Qualche giorno fa, a Roma, un nutrito gruppo di cineasti s'è riunito per discutere, finalmente, del merito dei contenuti di chi fa cinema in Italia oggi, invece che di duopolio e tagli al Fus. L'idea diffusa tra loro - prevalentemente appartenenti alla generazione TQ - è che troppo spesso, soprattutto i giovani cineasti, si auto censurino pur di arrivare all'opera prima (o comunque all'opera cinematografica tout court) e che a furia di auto censurarsi, non siano più in grado di guardare alla realtà quale principale fonte di ispirazione.

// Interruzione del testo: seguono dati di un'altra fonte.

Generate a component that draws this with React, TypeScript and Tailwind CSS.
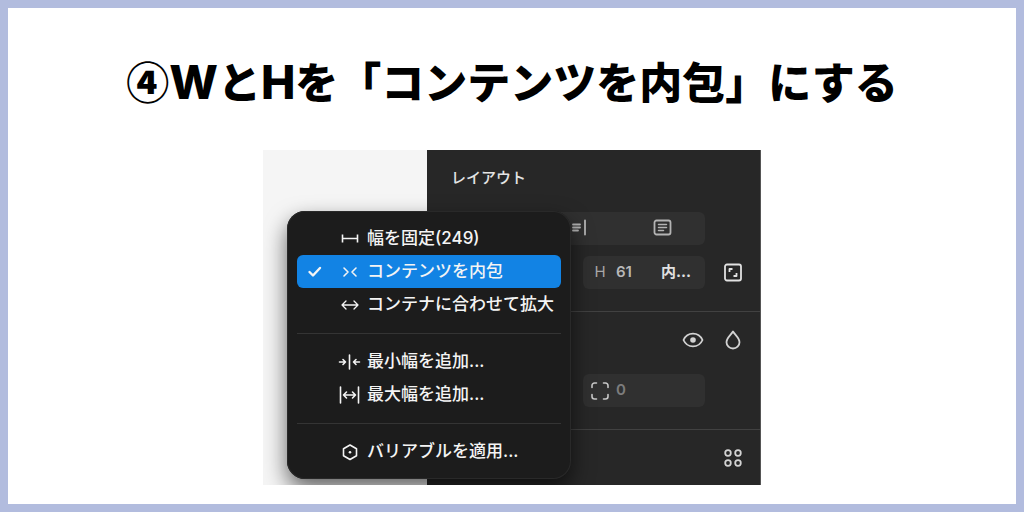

Per questo il cinema italiano degli ultimi anni, ha scelto il genere della commedia quale via di fuga e, insieme, quale unica possibilità di espressione.
Ma ogni tanto sfugge all'auto censura qualche nuovo autore o nuova autrice e, con loro, qualche coraggioso produttore e distributore.
Non mi credete? Pensate che il cinema italiano sia finito oppure sia appannaggio dei soli Garrone e Sorrentino? O, ancora, pensate che a dire qualcosa siano rimasti solo i vecchi maestri incapaci di fare una scuola come Bellocchio?
Bene, fate così, stasera andate al cinema a vedere "Corpo celeste" di Alice Rohrwacher e inneggiate al nuovo cinema italiano, capace di dire e di dire bene, di unire contenuto e forma, di dominare il mezzo cinematografico senza lasciarsi dominare dall'ansia di dire tutto alla prima opera. Un cinema che ha il coraggio di mettere il dito dentro la piaga, senza sconfinare in facili e predatorie polemiche (la pedofilia di molti parroci, ad esempio, che viene abilmente schivata).
"Corpo celeste" è un film che parla di religione e di mediazione culturale, di spiazzamento culturale e di povertà d'animo, di fede anchilosata da troppa liturgia e di morbosità affettiva annientata da troppo amore per il potere, di commistione tra politica e fede e parla di una distanza tra la chiesa e la religione in nome della quale è stata eretta.
Brava Alice Rohrwacher, viva il cinema italiano.